President Barack Obama will leave behind many legacies when he steps aboard Marine One for the last time in January of 2017. Maybe the Obama legacy that was the most unforeseen when he took office in 2009 will be the fact that his administration oversaw the resurgence of the Republican Party.
Beyond facilitating the conditions that allowed Republicans to retake control of the House in 2010 and the Senate in 2014, the most devastating blow to the Democratic Party’s future political prospects has been its collapse farther down the ballot.
I wrote about this phenomenon for Townhall shortly after the 2014 elections:
Further down the ballot, Republican victories rivaled those the party enjoyed in 2010. In 2008, when Obama took office after two consecutive Democratic wave elections, his party controlled 62 of the 99 legislative chambers across America. By the end of the night on November 4, Republicans were in control of 68 of them. The GOP was in full command of both the legislatures and governor’s mansions in 23 states, compared to just seven states where Democrats maintained monopoly control of state government. Additionally, 32 lieutenant governors and 29 secretaries of state were aligned with the GOP.

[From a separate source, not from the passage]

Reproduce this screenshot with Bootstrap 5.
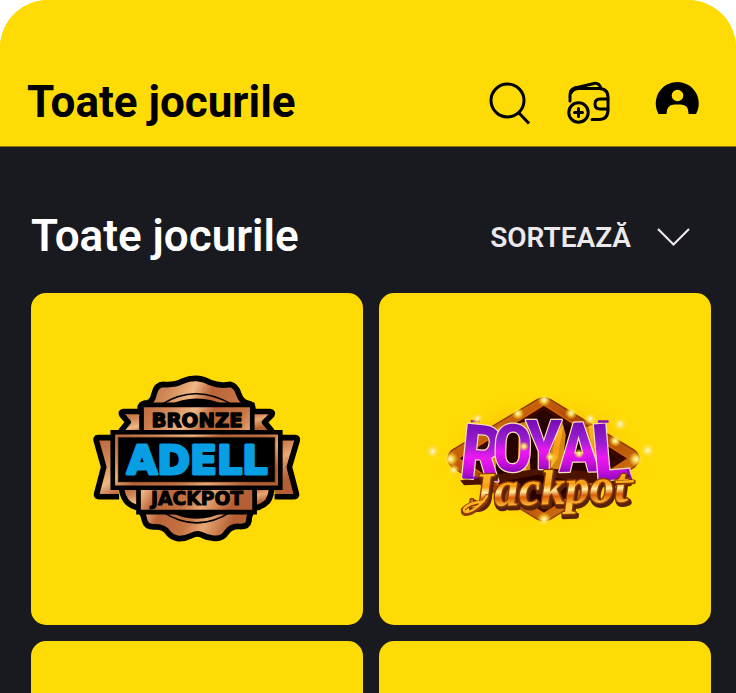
<!DOCTYPE html>
<html lang="ro">
<head>
<meta charset="utf-8">
<meta name="viewport" content="width=device-width, initial-scale=1">
<title>Toate jocurile</title>
<link href="https://cdn.jsdelivr.net/npm/bootstrap@5.3.0/dist/css/bootstrap.min.css" rel="stylesheet">
<style>
body { font-family: Roboto, "Liberation Sans", sans-serif; background: #fff; }
.app-shell { background: linear-gradient(#ffdb05 100px, #191a1f 100px); border-radius: 48px 48px 0 0; }
.app-header { background: #ffdb05; padding: 77px 36px 19px 27px; border-bottom: 1px solid #8a780c; }
.app-title { font-size: 44px; line-height: 50px; }
.header-actions { gap: 36px; }
.games { padding: 64px 25px 0 31px; scrollbar-width: none; }
.games-head { margin-bottom: 32px; padding-right: 20px; }
.games-title { font-size: 44px; line-height: 50px; font-weight: 600; }
.sort-btn { color: #ece8ec; font-size: 28px; line-height: 46px; font-weight: 600; gap: 24px; }
.sort-btn:hover { color: #fff; }
.game-tile { background: #ffdb05; border-radius: 15px; }
.logo-adell { width: 68%; }
.logo-royal { width: 75%; }
.t-badge { font-family: "DejaVu Sans", sans-serif; font-weight: 700; }
.t-royal { font-family: "Liberation Sans Narrow", "Roboto Condensed", "Open Sans", sans-serif; font-weight: 700; }
.t-script { font-family: "Liberation Serif", serif; font-weight: 700; font-style: italic; }
</style>
</head>
<body>
<div class="app-shell vh-100 d-flex flex-column overflow-hidden">
  <header class="app-header d-flex align-items-center justify-content-between">
    <h1 class="app-title fw-bold text-black m-0">Toate jocurile</h1>
    <nav class="header-actions d-flex align-items-center" aria-label="Cont">
      <button type="button" class="btn p-0 border-0 d-flex" aria-label="Caută">
        <svg width="44" height="50" viewBox="0 0 44 50" fill="none" stroke="#000" stroke-width="3"><circle cx="20.500" cy="23.500" r="16.500"/><path d="M31.500 35.500l10.500 11"/></svg>
      </button>
      <button type="button" class="btn p-0 border-0 d-flex me-2" aria-label="Portofel">
        <svg width="44" height="50" viewBox="0 0 44 50" fill="none" stroke="#000" stroke-width="3" stroke-linecap="round" stroke-linejoin="round"><path d="M3 24V19q0-6 5-8L27 6.500q5-1 7 5M4 14q3-2.500 6-2.500h22q9 0 9 9v12q0 10-9 10h-7"/><path d="M4 15q2-4 8-4" stroke-width="4"/><circle cx="11.500" cy="35.500" r="9.700"/><path d="M11.500 31.500v8M7.500 35.500h8"/><path d="M41 22H33q-5 0-5 5t5 5h8"/></svg>
      </button>
      <button type="button" class="btn p-0 border-0 d-flex" aria-label="Profil">
        <svg width="45" height="50" viewBox="0 0 45 50"><path fill="#000" d="M3.500 37A21.500 21.500 0 1 1 41 37H33.500Q34 28 26 27.500H19Q11.500 28 11.500 37Z"/><circle cx="22.500" cy="18.500" r="5.800" fill="#ffdb05"/></svg>
      </button>
    </nav>
  </header>

  <main class="games flex-grow-1 overflow-auto">
    <div class="games-head d-flex align-items-end justify-content-between">
      <h2 class="games-title text-white m-0">Toate jocurile</h2>
      <button type="button" class="sort-btn btn p-0 border-0 d-flex align-items-center">SORTEAZĂ
        <svg width="36" height="20" viewBox="0 0 36 20" fill="none" stroke="#ece8ec" stroke-width="2.200"><path d="M3 1L18.500 16.500 34 1"/></svg>
      </button>
    </div>

    <div class="row row-cols-2 g-3">
      <div class="col">
        <a href="#adell" class="game-tile ratio ratio-1x1 d-block text-decoration-none" aria-label="Adell Bronze Jackpot">
          <span class="d-flex align-items-center justify-content-center">
            <svg class="logo-adell" viewBox="0 0 675 570">
              <defs>
                <linearGradient id="bronze" x1="0" y1="0" x2="1" y2=".6">
                  <stop offset="0" stop-color="#b96539"/><stop offset=".22" stop-color="#d18a58"/><stop offset=".38" stop-color="#f0b785"/><stop offset=".5" stop-color="#ba6439"/><stop offset=".7" stop-color="#c67443"/><stop offset=".82" stop-color="#e9a774"/><stop offset="1" stop-color="#b55f34"/>
                </linearGradient>
              </defs>
              <g fill="url(#bronze)" stroke="#000" stroke-width="17" stroke-linejoin="round">
                <path d="M168 128Q175 116 190 116Q205 113 210 88Q216 62 238 61Q270 64 295 51Q315 42 337 43Q360 45 379 56Q405 67 438 61Q455 65 462 88Q471 113 488 117Q505 120 505 134V430Q505 438 498 447Q493 458 493 470Q490 487 465 486Q440 484 427 503Q413 525 387 521Q365 519 350 510Q337 505 322 513Q303 523 282 522Q262 519 250 503Q238 486 213 487Q186 489 181 468Q179 450 167 438Z"/>
                <path d="M170 142H118Q108 143 114 153L132 174 112 198Q107 208 118 208H170M505 142H555Q567 143 561 153L540 174 560 198Q567 208 555 208H505"/>
                <path d="M92 220H42Q34 220 37 230L59 308 38 388Q36 397 48 397H105M583 220H631Q640 220 637 230L614 308 635 388Q637 397 626 397H570"/>
                <path d="M112 370Q115 400 132 416 145 427 168 432V370M508 370V432Q535 427 550 410 560 394 562 370"/>
              </g>
              <g fill="none" stroke="#000"><path stroke-width="5" d="M232 121Q284 88 337 89T442 121M232 440Q284 475 337 475T442 440"/></g>
              <path d="M250 124Q293 103 337 103T424 124ZM248 438Q293 463 337 463T426 438Z"/>
              <g fill="url(#bronze)" stroke="#000">
                <path stroke-width="14" d="M172 122H503V205H172ZM163 368H510V443H163Z"/>
                <path stroke-width="14" d="M86 204H587V370H86Z"/>
              </g>
              <path d="M102 219H571V353H102Z" stroke="#56341f" stroke-width="2"/>
              <g class="t-badge" text-anchor="middle" stroke-linejoin="round">
                <text x="338" y="188" font-size="59" stroke="#000" stroke-width="4">BRONZE</text>
                <text x="338" y="329" font-size="118" fill="#079ee3" stroke="#079ee3" stroke-width="9">ADELL</text>
                <text x="338" y="423" font-size="56" stroke="#000" stroke-width="3">JACKPOT</text>
              </g>
            </svg>
          </span>
        </a>
      </div>
      <div class="col">
        <a href="#royal" class="game-tile ratio ratio-1x1 d-block text-decoration-none" aria-label="Royal Jackpot">
          <span class="d-flex align-items-center justify-content-center">
            <svg class="logo-royal" viewBox="0 -3 750 450">
              <defs>
                <linearGradient id="violet" x1="0" y1="0" x2="0" y2="1"><stop offset=".15" stop-color="#7409b3"/><stop offset=".4" stop-color="#9a1fd0"/><stop offset=".55" stop-color="#ec18f2"/><stop offset=".68" stop-color="#cc10e0"/><stop offset=".82" stop-color="#8508b4"/></linearGradient>
                <linearGradient id="gold" gradientUnits="userSpaceOnUse" x1="0" y1="100" x2="0" y2="285"><stop offset="0" stop-color="#ffc52c"/><stop offset=".5" stop-color="#f49a13"/><stop offset="1" stop-color="#ffdf4e"/></linearGradient>
                <linearGradient id="script" x1="0" y1="0" x2="0" y2="1"><stop offset=".15" stop-color="#ffc52c"/><stop offset=".45" stop-color="#f79d13"/><stop offset=".55" stop-color="#fff0a0"/><stop offset=".66" stop-color="#d95e08"/><stop offset=".82" stop-color="#ffc23a"/></linearGradient>
                <linearGradient id="frame" x1="0" y1="0" x2="1" y2="1"><stop offset="0" stop-color="#e98c0c"/><stop offset=".5" stop-color="#a33a05"/><stop offset="1" stop-color="#ed9a16"/></linearGradient>
                <radialGradient id="glow"><stop offset="0" stop-color="#fffbd8"/><stop offset=".35" stop-color="#ffe36a" stop-opacity=".9"/><stop offset="1" stop-color="#ffd500" stop-opacity="0"/></radialGradient>
                <radialGradient id="haze"><stop offset=".6" stop-color="#f3a900" stop-opacity=".5"/><stop offset="1" stop-color="#ffdb05" stop-opacity="0"/></radialGradient>
              </defs>
              <ellipse cx="370" cy="225" rx="325" ry="210" fill="url(#haze)"/>
              <path d="M350 44Q370 33 390 44L642 196Q672 221 642 248L390 404Q370 415 350 404L94 248Q68 221 94 196Z" fill="url(#frame)" stroke="#8f3805" stroke-width="4"/>
              <path d="M370 60L625 221 370 388 112 221Z" fill="#3b0800" stroke="#d16309" stroke-width="5"/>
              <path d="M370 76L590 221 370 365 145 221Z" fill="#290300"/>
              <!-- side faces of the letters -->
              <g><path fill="#d7870e" d="M215 145L239 120 225 250 195 270 198 225ZM295 115L322 110 330 265 290 280ZM425 110L436 150 424 270 390 260 388 205ZM490 130L539 110 575 270 525 250Z"/><path fill="url(#gold)" d="M299 160L320 140 316 275 296 240ZM405 150L429 120 412 220 390 250ZM505 125L535 112 560 250 520 245Z"/></g>
              <path fill="#4c1300" d="M118 288L220 270 370 250 530 263 633 285 620 307 480 292 350 270 210 298 130 302Z"/>
              <g class="t-royal" stroke-linejoin="round" paint-order="stroke" fill="url(#violet)" stroke="#ffe2bc" stroke-width="7">
                <text font-size="230" transform="translate(111 278) rotate(6)">R</text>
                <text font-size="200" transform="translate(214 258) rotate(2)">O</text>
                <text font-size="206" x="314" y="254">Y</text>
                <text font-size="208" transform="translate(414 262) rotate(-1)">A</text>
                <text font-size="240" transform="translate(522 290) rotate(-5)">L</text>
              </g>
              <path d="M150 109h28M126 279h42M533 110h32M622 254l12 33" fill="none" stroke="#8a0dbb" stroke-width="7"/>
              <g class="t-script" text-anchor="middle" font-size="148" stroke-linejoin="round">
                <text transform="translate(390 367) rotate(-2)" fill="#58230a" stroke="#58230a" stroke-width="14">Jackpot</text>
                <text transform="translate(386 359) rotate(-2)" fill="url(#script)" stroke="#8d3906" stroke-width="8" paint-order="stroke">Jackpot</text>
              </g>
              <path d="M189 353Q140 357 127 376 125 396 155 382 183 367 199 336M590 294L640 292" fill="none" stroke="#8d3906" stroke-width="14" stroke-linecap="round"/>
              <path d="M189 351Q140 355 129 375 130 389 153 378 182 362 199 334M590 292L638 290" fill="none" stroke="#ffb31e" stroke-width="7" stroke-linecap="round"/>
              <g fill="url(#glow)"><circle cx="371" cy="45" r="20"/><circle cx="292" cy="86" r="19"/><circle cx="452" cy="85" r="19"/><circle cx="170" cy="101" r="20"/><circle cx="510" cy="102" r="22"/><circle cx="600" cy="118" r="24"/><circle cx="585" cy="168" r="19"/><circle cx="683" cy="197" r="25"/><circle cx="648" cy="224" r="23"/><circle cx="89" cy="223" r="23"/><circle cx="98" cy="256" r="18"/><circle cx="35" cy="200" r="25"/><circle cx="371" cy="405" r="22"/><circle cx="310" cy="185" r="15"/><circle cx="389" cy="217" r="15"/><circle cx="476" cy="207" r="15"/></g>
            </svg>
          </span>
        </a>
      </div>
      <div class="col"><a href="#joc-3" class="game-tile ratio ratio-1x1 d-block" aria-label="Joc 3"></a></div>
      <div class="col"><a href="#joc-4" class="game-tile ratio ratio-1x1 d-block" aria-label="Joc 4"></a></div>
    </div>
  </main>
</div>
<script src="https://cdn.jsdelivr.net/npm/bootstrap@5.3.0/dist/js/bootstrap.bundle.min.js"></script>
</body>
</html>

As the fallout from 2014’s Republican tsunami settled, state legislators across the country began abandoning the party with which they had been allied their whole careers. In West Virginia, where Republicans captured control of the House of Delegates for the first time in 83 years, Democratic state Sen. Daniel Hall announced that he would shed his party label and join the ascendant Republican Party. His flip snatched control of an evenly split state Senate from the Mountain State’s Democratic governor and handed the GOP control of their 69th legislative chamber. A similar switch in Missouri by state Rep. Linda Black delivered the GOP a veto-proof majority, rendering the Show Me State’s Democratic governor a mere figurehead.
Pew Research Center has created a helpful chart that visualizes the 37-year implosion of the Democratic Party’s dominance over state legislatures:
It is not merely the party’s farm team in competitive states that has been decimated, but its chance to rebound at the federal level as a result of the next round of decennial reapportionment.
“There are three elections — 2016, 2018 and 2020 — before the next round of national redistricting,” The Washington Post’s Chris Cillizza observed. “If Democrats can’t use the next six years to reverse their losses of the past six years, they could see the party drawn into semi-permanent (nothing is totally permanent in politics) minority status in the House of Representatives. The Democratic National Committee has identified reversing the party’s massive losses at the state legislative level as a major priority going forward but the questions remains how much they can actually do about it.”
According to Politico, the White House and progressive icon Sen. Elizabeth Warren (D-MA) are formulating a plan to wrest control of state-level government out of the hands of Republicans. The report indicates that the White House is eager to create a counterweight to pro-Republican groups like the American Legislative Exchange Council (ALEC), and the State Innovation Exchange (SiX) might eventually become that counterweight.
“It’s an improvement, but it remains to be seen whether a progressive voice can be as loud and persuasive at the state level as ALEC,” said Minnesota State Senate President Senator Sandra Pappas, who is among the lawmakers in SiX’s delegation. She had been involved with a predecessor group to SiX that had struggled to gain traction with either national Democratic leaders or donors, and said she had been debating whether to come to Washington with SiX this week. “This is a very busy time in our legislative session and the ticket was expensive, but when I heard there was a White House briefing, it got my attention and I decided I better go for this.”
The White House briefing, set for Friday morning, is expected to include Education Secretary Arne Duncan, political director David Simas, intergovernmental affairs director Jerry Abramson and a host of Obama policy advisors including Brian Deese and James Kvaal.
A White House spokesman did not respond to requests for comment on the briefing, but it seems intended at least in part to encourage Democratic state lawmakers, interest groups and donors around the country to rally behind SiX, which was launched late last year. It comes as the group is forging relationships with other key national liberal groups, including the Congressional Progressive Caucus, and also awaiting a coveted endorsement from Democracy Alliance major donor club.
This effort will not bear fruit immediately, but its importance will become clear as Democrats face the next three election cycles with a woefully deficient base of fresh talent from which to draw viable candidates to run for statewide or federal office. This move is an indication of the scale of the problem facing the Democratic Party, but it is a problem that might only become clear to the general public well after the 2016 election cycle.